>> START Data extract
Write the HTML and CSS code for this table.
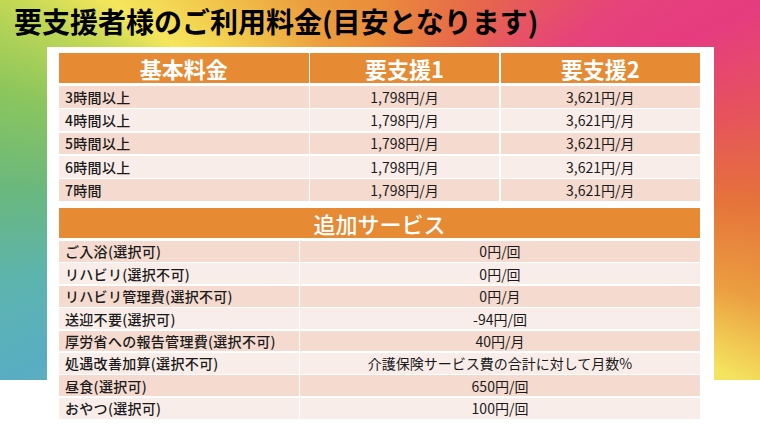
>> END Data extract
>> START Data extract
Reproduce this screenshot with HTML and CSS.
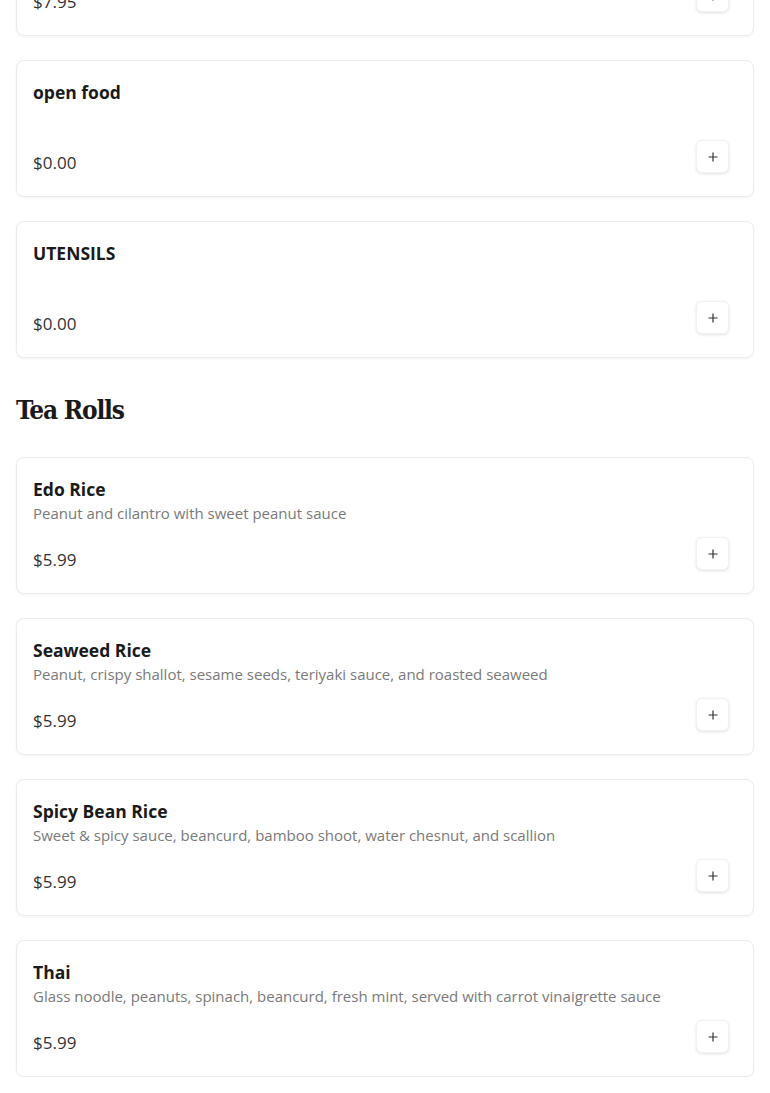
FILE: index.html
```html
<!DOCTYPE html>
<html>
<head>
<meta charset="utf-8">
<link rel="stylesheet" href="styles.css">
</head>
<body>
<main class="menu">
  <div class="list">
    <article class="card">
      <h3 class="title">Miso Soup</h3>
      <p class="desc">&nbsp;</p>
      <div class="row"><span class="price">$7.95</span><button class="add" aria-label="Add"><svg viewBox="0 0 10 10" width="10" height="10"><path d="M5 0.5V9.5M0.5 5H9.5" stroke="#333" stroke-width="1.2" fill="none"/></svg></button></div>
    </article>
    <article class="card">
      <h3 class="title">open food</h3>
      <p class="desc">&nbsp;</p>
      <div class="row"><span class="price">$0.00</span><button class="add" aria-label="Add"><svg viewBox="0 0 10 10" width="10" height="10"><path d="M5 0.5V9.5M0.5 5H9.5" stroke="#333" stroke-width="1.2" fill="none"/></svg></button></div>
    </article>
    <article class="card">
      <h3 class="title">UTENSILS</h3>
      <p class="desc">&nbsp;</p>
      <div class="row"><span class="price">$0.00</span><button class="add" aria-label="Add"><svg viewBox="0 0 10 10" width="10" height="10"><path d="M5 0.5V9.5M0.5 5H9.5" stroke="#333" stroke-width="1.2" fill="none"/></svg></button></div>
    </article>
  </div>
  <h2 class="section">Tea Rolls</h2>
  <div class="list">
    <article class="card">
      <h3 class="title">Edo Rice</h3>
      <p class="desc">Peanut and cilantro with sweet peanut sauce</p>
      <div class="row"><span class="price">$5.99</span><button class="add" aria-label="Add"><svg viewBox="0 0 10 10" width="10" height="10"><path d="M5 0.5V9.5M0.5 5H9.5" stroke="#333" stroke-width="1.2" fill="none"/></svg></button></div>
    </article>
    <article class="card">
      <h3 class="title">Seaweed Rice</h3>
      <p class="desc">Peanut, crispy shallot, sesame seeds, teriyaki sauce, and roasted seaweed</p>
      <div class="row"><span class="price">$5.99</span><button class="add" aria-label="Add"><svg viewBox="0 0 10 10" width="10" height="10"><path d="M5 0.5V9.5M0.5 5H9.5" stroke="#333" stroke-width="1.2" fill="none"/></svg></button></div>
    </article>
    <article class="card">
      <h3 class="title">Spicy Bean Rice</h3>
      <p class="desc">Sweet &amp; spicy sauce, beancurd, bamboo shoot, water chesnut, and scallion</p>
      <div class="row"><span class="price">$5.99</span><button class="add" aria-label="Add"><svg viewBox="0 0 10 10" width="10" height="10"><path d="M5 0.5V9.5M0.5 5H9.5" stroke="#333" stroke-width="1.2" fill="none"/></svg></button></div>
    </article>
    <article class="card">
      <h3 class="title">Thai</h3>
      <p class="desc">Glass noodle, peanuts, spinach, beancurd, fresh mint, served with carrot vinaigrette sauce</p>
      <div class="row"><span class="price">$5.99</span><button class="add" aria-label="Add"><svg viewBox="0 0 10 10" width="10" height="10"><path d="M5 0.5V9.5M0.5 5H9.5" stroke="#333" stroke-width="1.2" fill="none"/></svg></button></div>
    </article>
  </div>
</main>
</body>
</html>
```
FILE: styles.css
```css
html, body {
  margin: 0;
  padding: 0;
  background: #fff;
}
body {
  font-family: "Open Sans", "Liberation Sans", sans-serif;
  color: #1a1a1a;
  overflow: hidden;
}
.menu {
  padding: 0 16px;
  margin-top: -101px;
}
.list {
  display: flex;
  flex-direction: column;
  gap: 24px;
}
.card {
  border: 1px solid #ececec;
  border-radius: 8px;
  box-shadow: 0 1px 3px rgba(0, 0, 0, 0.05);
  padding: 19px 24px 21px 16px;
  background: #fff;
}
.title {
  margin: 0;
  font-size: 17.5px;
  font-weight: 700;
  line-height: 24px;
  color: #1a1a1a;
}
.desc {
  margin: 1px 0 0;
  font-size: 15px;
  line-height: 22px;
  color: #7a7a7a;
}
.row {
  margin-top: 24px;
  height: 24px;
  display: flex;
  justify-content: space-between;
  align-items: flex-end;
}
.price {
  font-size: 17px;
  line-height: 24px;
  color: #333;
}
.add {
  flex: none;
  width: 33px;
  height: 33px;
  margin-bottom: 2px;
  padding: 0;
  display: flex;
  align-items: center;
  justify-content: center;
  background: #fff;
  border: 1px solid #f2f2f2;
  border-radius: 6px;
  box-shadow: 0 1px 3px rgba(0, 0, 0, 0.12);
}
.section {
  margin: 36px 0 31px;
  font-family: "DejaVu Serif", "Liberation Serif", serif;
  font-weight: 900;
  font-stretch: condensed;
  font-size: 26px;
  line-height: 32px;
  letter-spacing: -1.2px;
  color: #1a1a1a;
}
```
>> END Data extract
*Task to carry out*
Show the lines that mention the word "with".

*Exercise response*
Reproduce this screenshot with HTML and CSS.
      <p class="desc">Peanut and cilantro with sweet peanut sauce</p>
      <p class="desc">Glass noodle, peanuts, spinach, beancurd, fresh mint, served with carrot vinaigrette sauce</p>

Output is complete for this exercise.